March 28, 2012 (JUBA) - South Sudan’s minister of electricity and dams, David Deng Athorbei, warned on Wednesday of possible power blackout in the country’s capital Juba due to fuel shortages.
- South Sudan’s minister of finance and economic planning David Deng Athorbei speaks to the press on 23 August 2010 (Photo AFP)
Athorbei accused neighbouring Sudan of cutting fuel supplies immediately after South Sudan became independent in July 2011. The new nation has to import fuel and many other essential goods.
Since the closure of the border between Sudan and South Sudan prices of food and goods have increased dramatically.
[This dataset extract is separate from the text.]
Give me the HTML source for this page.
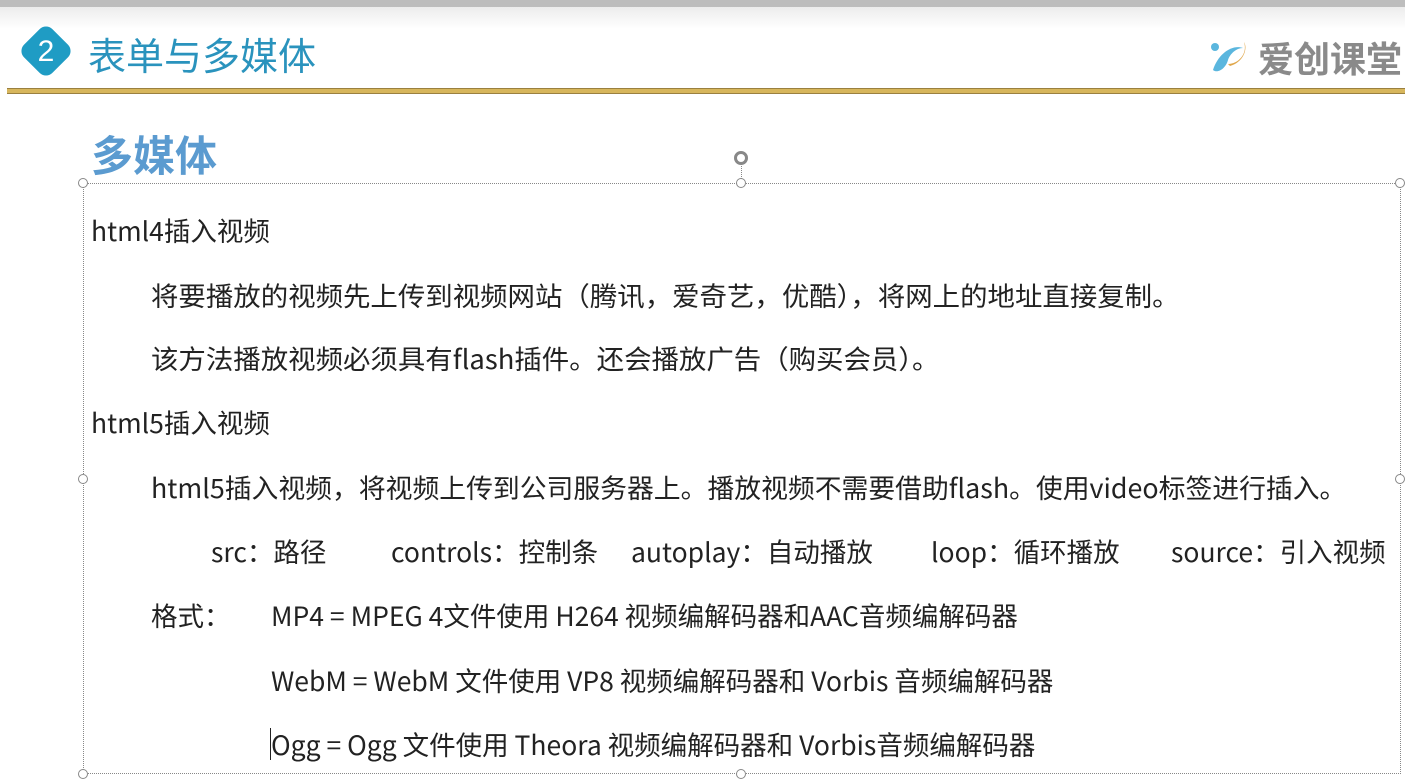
<!DOCTYPE html>
<html><head><meta charset="utf-8"><style>
*{margin:0;padding:0;box-sizing:border-box}
body{width:1405px;height:778px;overflow:hidden;background:#fff;position:relative;font-family:"Liberation Sans","Noto Sans CJK SC",sans-serif}
.t{position:absolute;white-space:nowrap;font-size:26.5px;color:#222;line-height:30px;font-family:"Noto Sans CJK SC","Liberation Sans",sans-serif;transform-origin:left center}
.w{transform:scaleX(1.035)}
.h{position:absolute}
.dot{position:absolute;width:10px;height:10px;border:1px solid #888;border-radius:50%;background:#fff}
</style></head><body>
<div class="h" style="left:0;top:0;width:1405px;height:7px;background:#bdbdbd"></div>
<div class="h" style="left:0;top:7px;width:1405px;height:22px;background:linear-gradient(#ececec,#fff)"></div>
<div class="h" style="left:26px;top:31px;width:40px;height:40px;background:#1f9cc4;border-radius:9px;transform:rotate(45deg)"></div>
<div class="h" style="left:26px;top:32px;width:40px;height:40px;color:#fff;font-size:30px;text-align:center;line-height:40px;font-family:'Liberation Sans',sans-serif">2</div>
<div class="h" style="left:88px;top:30px;font-size:38px;color:#2a93bd;line-height:48px;font-family:'Noto Sans CJK SC',sans-serif">表单与多媒体</div>
<svg class="h" style="left:1210px;top:36px" width="42" height="40" viewBox="0 0 42 40"><circle cx="5" cy="11" r="4" fill="#5ab6de"/><path d="M3 34 C8 18 22 8 33 12 C26 12 20 18 18 24 C16 32 8 38 3 34Z" fill="#5ab6de"/><path d="M18 28 C28 28 38 18 34 6 C38 12 34 26 20 30Z" fill="#e0a74b"/></svg>
<div class="h" style="left:1258px;top:34px;font-size:36px;color:#8a8a8a;font-weight:bold;line-height:46px;font-family:'Noto Sans CJK SC',sans-serif">爱创课堂</div>
<div class="h" style="left:7px;top:88px;width:1398px;height:6px;background:#d7b65c;border-top:1px solid #9a8040;border-bottom:1px solid #9a8040"></div>
<div class="h" style="left:91px;top:128px;font-size:42px;font-weight:bold;color:#5b9bd0;line-height:52px;font-family:'Noto Sans CJK SC',sans-serif">多媒体</div>
<div class="h" style="left:83px;top:183px;width:1318px;height:591px;border:1px dotted #888"></div>
<div class="h" style="left:741px;top:160px;width:0;height:23px;border-left:1px dotted #888"></div>
<div class="dot" style="left:734px;top:151px;width:14px;height:14px;border:3px solid #888"></div>
<div class="dot" style="left:78px;top:178px"></div>
<div class="dot" style="left:736px;top:178px"></div>
<div class="dot" style="left:1395px;top:178px"></div>
<div class="dot" style="left:78px;top:474px"></div>
<div class="dot" style="left:1395px;top:474px"></div>
<div class="dot" style="left:78px;top:769px"></div>
<div class="dot" style="left:736px;top:769px"></div>
<div class="t" style="left:91px;top:215px">html4插入视频</div>
<div class="t w" style="left:151px;top:280px">将要播放的视频先上传到视频网站（腾讯，爱奇艺，优酷），将网上的地址直接复制。</div>
<div class="t w" style="left:151px;top:343px">该方法播放视频必须具有flash插件。还会播放广告（购买会员）。</div>
<div class="t" style="left:91px;top:407px">html5插入视频</div>
<div class="t" style="left:151px;top:472px;transform:scaleX(1.012)">html5插入视频，将视频上传到公司服务器上。播放视频不需要借助flash。使用video标签进行插入。</div>
<div class="t" style="left:211px;top:536px">src：路径</div>
<div class="t" style="left:391px;top:536px">controls：控制条</div>
<div class="t" style="left:631px;top:536px">autoplay：自动播放</div>
<div class="t" style="left:931px;top:536px">loop：循环播放</div>
<div class="t" style="left:1171px;top:536px">source：引入视频</div>
<div class="t" style="left:151px;top:600px">格式：</div>
<div class="t" style="left:271px;top:600px">MP4 = MPEG 4文件使用 H264 视频编解码器和AAC音频编解码器</div>
<div class="t" style="left:271px;top:665px">WebM = WebM 文件使用 VP8 视频编解码器和 Vorbis 音频编解码器</div>
<div class="t" style="left:271px;top:729px">Ogg = Ogg 文件使用 Theora 视频编解码器和 Vorbis音频编解码器</div>
<div class="h" style="left:270px;top:728px;width:1px;height:32px;background:#222"></div>
</body></html>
Although South Sudan took with it 75% of Sudan’s known oil when it seceded it still had to export its oil through the north’s pipelines and refineries. Having no refineries of its own South Sudan still has to import fuel.
A dispute over transit fees led Juba to stop all production in February, depriving South Sudan of 98% of its income.
The electricity minister said that the was a "possibility of totally blackout of Juba" due to fuel the shortages.
Athorbei said lack of refineries made it difficult for his ministry to buy fuel, prompting him to travel to neigbouring Kenya to negotiate with companies to deliver fuel. However, this has still not been enough to satisfy demand as Kenya has its own fuel shortages.
“They can only sell a limited quantity of fuel because they are also facing fuel shortage. So this resulted to irregular supply of electricity of power in Juba and other town in South Sudan”, he said.
The government had signed a deal with a company called Vitol to supply South Sudan with oil. However, as Vitol were to be paid in South Sudan’s unrefined crude oil the deal has not gone ahead due the halt in production.
The minister also revealed that South Sudan’s finance ministry had not been paying fuel suppliers since December 2011. Athorbei said that for the three months he has been borrowing fuel in order to keep "electricity running for the vital institutions". But this was becoming difficult, he said.
The minister warned the public that their could be a blackout in the coming days. Hospitals and other essential buildings would be prioritised he said.
He said looking to import fuel from Ethiopia in order to supply eastern South Sudan including Malakal, Kapoeta, Torit, Bor .
Ethiopian has agreed to sell South Sudan electricity produced from its dam projects on the condition that the world’s youngest nation builds power lines to connect to Ethiopia’s grid.
Athorbei said he had approached some Chinese companies to build the pipelines. He said he had received assurances that they would provide South Sudan loans for the project.
"If I succeeded that will be the only hope. Maybe in about one and half years we shall have the whole of eastern part of South Sudan electrified”, he said.